Del primer libro de los Reyes 8, 22-23. 27-30

En aquellos días, Salomón, en pie ante el altar del Señor, en presencia de toda la asamblea de Israel, extendió las manos al cielo y dijo: «¡Señor, Dios de Israel! Ni arriba en el cielo ni abajo en la tierra hay un Dios como tú, fiel a la alianza con tus vasallos, si caminan de todo corazón en tu presencia. Aunque, ¿es posible que Dios habite en la tierra? Si no cabes en el cielo y lo más alto del cielo, ¡cuánto menos en este templo que he construido! Vuelve tu rostro a la oración y súplica de tu siervo Señor, Dios mío, escucha el clamor y la oración que te dirige hoy tu siervo. Día y noche estén tus ojos abiertos sobre este templo, sobre el sitio donde quisiste que residiera tu nombre. ¡Escucha la oración que tu siervo te dirige en este sitio! Escucha la súplica de tu siervo y de tu pueblo, Israel, cuando recen en este sitio; escucha tú, desde tu morada del cielo, y perdona. »

 

RESPUESTA A LA PALABRA

La experiencia de todo el saber creyente del Pueblo de Israel
se encuentra presente en la oración de Salomón.

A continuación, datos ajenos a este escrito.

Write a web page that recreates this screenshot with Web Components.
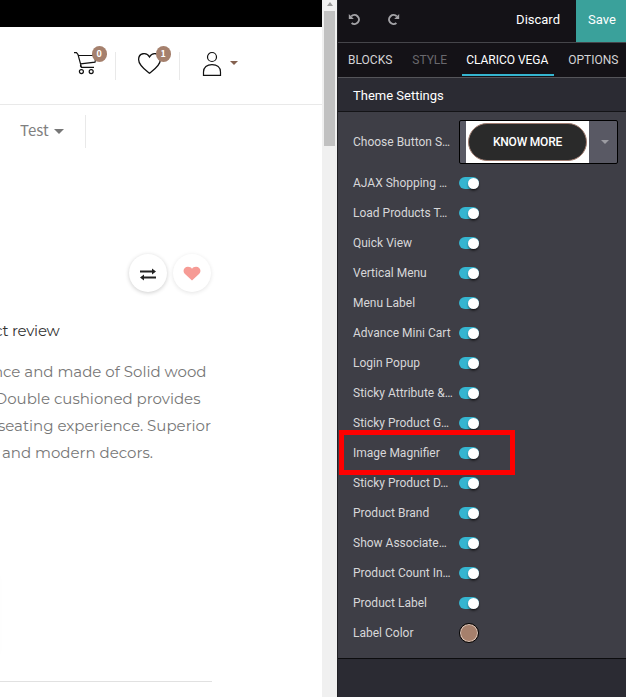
<!DOCTYPE html>
<html lang="en"><head><meta charset="utf-8"><title>Website editor</title>
<style>
html,body{margin:0;height:100%;overflow:hidden}
body{font-family:Roboto,"Liberation Sans",sans-serif;background:#fff}
</style></head><body>
<editor-app></editor-app>
<script>
const define=(name,css,html)=>customElements.define(name,class extends HTMLElement{
  constructor(){super();this.attachShadow({mode:'open'}).innerHTML=`<style>*{box-sizing:border-box}${css}</style>${html}`;}
});

define('count-badge',`:host{position:absolute;top:0;left:18.5px;width:15.5px;height:16px;border-radius:50%;background:#a5806d;color:#fff;font:700 9px/16px "Noto Sans CJK SC",sans-serif;text-align:center}`,`<slot></slot>`);

define('drop-caret',`:host{display:block;width:0;height:0;border:solid transparent;border-width:var(--h,5px) var(--w,5px) 0;border-top-color:currentColor}`,``);

define('shop-header',`
:host{display:block}
.strip{height:27px;background:#000}
.main{height:78px;border-bottom:1px solid #e9e9e9;display:flex;padding:19px 0 0 73px}
.item{position:relative;width:43px;border-right:1px solid #e9e9e9;margin-right:21px;margin-top:6px;height:28px}
.item svg{display:block;overflow:visible}
.item count-badge{top:-6px}
.item.last{border:0;display:flex;margin:6px 0 0}
.last svg{flex:none}
.last drop-caret{margin:9px 0 0 7px;color:#84614f;--w:4.5px;--h:4.5px}
.nav{display:flex;align-items:center;width:86px;height:33px;margin-top:10px;padding-left:20px;border-right:1px solid #e9e9e9;color:#808080;font:15px/30px "Noto Sans CJK SC",sans-serif}
.nav span{width:27px;margin-top:-3px}
.nav drop-caret{margin:-1px 0 0 7px;color:#777}
svg{fill:none;stroke:#111;stroke-width:1.2}`,`
<div class="strip"></div>
<div class="main">
 <div class="item"><svg width="25" height="24"><path d="M1 .7H3.5L5 2.5L8.5 15.3H21M5.5 3.5H23.2L22 10.2L7.6 11.8M8.5 15.3Q6.8 14 8 12"/><circle cx="8.4" cy="19.6" r="2"/><circle cx="18.2" cy="19.6" r="2"/></svg><count-badge>0</count-badge></div>
 <div class="item"><svg width="25" height="24"><path d="M12.5 21.2C8 17.8 1.6 13.5 1.6 7.5C1.6 1 9.5-.5 12.5 5C15.5-.5 23.4 1 23.4 7.5C23.4 13.5 17 17.8 12.5 21.2Z" stroke-width="1.3"/></svg><count-badge>1</count-badge></div>
 <div class="item last"><svg width="22" height="25"><circle cx="11" cy="5" r="4.5"/><path d="M2.5 23.4V20C2.5 15.3 6 12.6 11 12.6S19.5 15.3 19.5 20V23.4Z"/></svg><drop-caret></drop-caret></div>
</div>
<div class="nav"><span>Test</span><drop-caret></drop-caret></div>`);

define('round-button',`:host{display:flex;align-items:center;justify-content:center;width:38px;height:38px;border-radius:50%;background:#fff;box-shadow:0 1px 4px #0003}`,`<slot></slot>`);

define('text-line',`:host{display:flex;justify-content:flex-end;width:var(--end);height:27px;line-height:27px;overflow:hidden;white-space:nowrap}span{flex:none}`,`<span><slot></slot></span>`);

define('product-info',`
:host{display:block;position:relative;flex:1;font:15px Montserrat,Inter,sans-serif}
.actions{display:flex;gap:6px;margin:106px 0 0 129px}
.review{color:#333;margin-top:25px}
.copy{color:#777;margin-top:14px}
.card{width:1px;height:84px;margin:107px 0 0 -2px;box-shadow:0 0 6px #0000000c}
hr{border:0;height:1px;background:#e1e1e1;width:212px;margin:24px 0 0}`,`
<div class="actions">
 <round-button><svg width="18" height="14" style="margin-top:2px"><path d="M1 4.5H14M4 10.5H17" stroke="#222" stroke-width="2"/><path d="M13 1.5L17 4.5L13 7.5ZM5 7.5L1 10.5L5 13.5Z" fill="#222"/></svg></round-button>
 <round-button style="box-shadow:0 1px 4px #0000001c"><svg width="18" height="16" style="margin-top:2px"><path d="M9 14.5L2 8C-1.8 4 2.5-1.2 8 1.6L9 2.7L10 1.6C15.5-1.2 19.8 4 16 8Z" fill="#f69b95"/></svg></round-button>
</div>
<div class="review"><text-line style="--end:59.5px;letter-spacing:-.25px">ct review</text-line></div>
<div class="copy">
<text-line style="--end:206.5px">nce and made of Solid wood</text-line>
<text-line style="--end:200.5px">Double cushioned provides</text-line>
<text-line style="--end:211px">seating experience. Superior</text-line>
<text-line style="--end:153px">and modern decors.</text-line>
</div>
<div class="card"></div><hr>`);

define('scroll-track',`:host{display:flex;flex-direction:column;align-items:center;width:15px;background:#f0f0f0}
.up{border:solid transparent;border-width:0 3.5px 4px;border-bottom-color:#9a9a9a;margin:2px 0 5px}.thumb{width:11px;height:135px;background:#c1c1c1}`,`<div class="up"></div><div class="thumb"></div>`);

define('toggle-switch',`:host{display:flex;justify-content:flex-end;width:20px;height:12px;border-radius:6px;background:#35b5d0}i{width:11px;height:11px;margin-top:.5px;border-radius:50%;background:#fff;box-shadow:0 2px 3px -1px #000}`,`<i></i>`);

define('color-dot',`:host{display:block;width:20px;height:20px;border-radius:50%;border:1px solid #000;background:#a6806c;box-shadow:inset 0 0 0 1px #e0cbc0}`,``);

define('style-select',`:host{display:flex;width:159px;height:44px;border:1px solid #000;border-radius:2px;background:#595964;padding-left:6px}
.pic{width:123px;background:#fff;display:flex;align-items:center;justify-content:center}
.pill{width:119px;height:38px;border-radius:19px;background:#2a2a2a;border:1px solid #a07c70;color:#fff;font:500 12px/36px Roboto,sans-serif;letter-spacing:-.2px;text-align:center}
drop-caret{margin:19px 0 0 12px;color:#9c9ca2;--w:4px;--h:4px}`,`<div class="pic"><div class="pill">KNOW MORE</div></div><drop-caret></drop-caret>`);

define('setting-row',`:host{display:flex;align-items:center;height:30px;padding-left:15px;color:#d7d7d9;font-size:12px}
span{width:106px;white-space:nowrap}`,`<span><slot name="label"></slot></span><slot></slot>`);

define('editor-bar',`:host{display:flex;height:43px;background:#141217;border-bottom:1px solid #45454a;color:#fff;font-size:13px;line-height:39px}
svg{fill:none;stroke:#a3a2a6;stroke-width:2;margin:13px 0 0 10px}svg+svg{margin-left:25px}
.d{margin-left:auto;margin-right:16px}.s{width:50px;padding-left:12px;background:#3aa19b}`,`
<svg width="14" height="14"><path d="M3.2 3.4A4.5 4.5 0 1 1 3.6 10"/><path d="M.8 1V6H5.8Z" fill="#a3a2a6" stroke="none"/></svg>
<svg width="14" height="14"><path d="M9.8 3.4A4.5 4.5 0 1 0 9.4 10"/><path d="M12.2 1V6H7.2Z" fill="#a3a2a6" stroke="none"/></svg>
<span class="d">Discard</span><span class="s">Save</span>`);

define('editor-tabs',`:host{display:flex;height:35px;background:#141217;border-bottom:1px solid #55555a;font-size:12px;line-height:34px;color:#d4d4d6;padding-left:10px}
span{height:33px;white-space:nowrap}.off{color:#69686d;margin:0 15px 0 20px}.on{color:#fff;width:92px;padding-left:4px;letter-spacing:-.02px;border-bottom:2px solid #35b5d0;margin-right:14px}`,`
<span>BLOCKS</span><span class="off">STYLE</span><span class="on">CLARICO VEGA</span><span>OPTIONS</span>`);

define('theme-settings',`:host{display:block}
h2{margin:0;height:34px;background:#2b2b33;border-bottom:1px solid #141417;padding-left:15px;color:#fff;font:13px/35px Roboto,sans-serif}
.body{background:#3e3e46;height:547px;border-bottom:1px solid #0c0c0e;padding-top:8px;position:relative}
.first{height:48px;padding-bottom:4px}
.mark{position:absolute;left:1px;top:318.4px;width:176px;height:44.4px;border:5px solid #fe0000}`,`
<h2>Theme Settings</h2>
<div class="body"><setting-row class="first"><b slot="label" style="font-weight:400">Choose Button S…</b><style-select></style-select></setting-row>
${['AJAX Shopping …','Load Products T…','Quick View','Vertical Menu','Menu Label','Advance Mini Cart','Login Popup','Sticky Attribute &…','Sticky Product G…','Image Magnifier','Sticky Product D…','Product Brand','Show Associate…','Product Count In…','Product Label'].map(t=>`<setting-row><b slot="label" style="font-weight:400">${t.replace('&','&amp;')}</b><toggle-switch></toggle-switch></setting-row>`).join('')}
<setting-row><b slot="label" style="font-weight:400">Label Color</b><color-dot></color-dot></setting-row>
<div class="mark"></div></div>`);

define('editor-app',`:host{display:flex;width:626px;height:697px;overflow:hidden}
.site{width:322px;display:flex;flex-direction:column;overflow:hidden}
.panel{width:289px;border-left:1px solid #202024;background:#2b2b33}`,`
<div class="site"><shop-header></shop-header><product-info></product-info></div>
<scroll-track></scroll-track>
<div class="panel"><editor-bar></editor-bar><editor-tabs></editor-tabs><theme-settings></theme-settings></div>`);
</script></body></html>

La sabiduría del corazón nace de la experiencia
de vivir a Dios en la cotidianidad,
sin que por ello deje de ser el totalmente Otro,
el Trascendente, el Inabarcable,
el que no se deja encerrar en un lugar ni capturar por el hombre.

La oración de Salomón es una confesión de fe
que se inscribe en la historia del Pueblo Santo de Dios.

¡Señor, Dios de Israel!.
Confieso y proclamo que eres el Dios único y
que tus señas de identidad son la fidelidad y el amor.
Tú que no cabes en el cielo ni en la tierra,
sin embargo te embarcaste en nuestra historia,
dejándote encontrar por nosotros.
A ti que no tienes principio ni fin,
que tu presencia todo lo llena y
escuchas a quien te llama esté donde esté,
te he edificado un Templo de Piedra
como signo de tu presencia,
como lugar sacramental
donde alabar y bendecir tu Nombre,
gritar nuestra aflicción y
pedir la salvación inalcanzable por nosotros.

Salomón con fina sabiduría contempla el Templo
como signo de una presencia del Dios sin fronteras y
cuyo estar con el hombre no le hace distinto.
Su confesión de fe se convierte en la súplica activa
de quien se sabe siervo y en la que el pueblo
al que debe servir no deja de estar presente.

La petición de Salomón es el comienzo de un decir
que nace de la confianza que le da
el saberse amado por un Dios plenamente fiel a los suyos:

“Escucha el clamor y la oración que te dirige hoy tu siervo,
¡Escucha la oración que tu siervo te dirige en este sitio!
Escucha la súplica de tu siervo y de tu pueblo, Israel,
cuando recen en este sitio;
escucha tú, desde tu morada del cielo, y perdona.”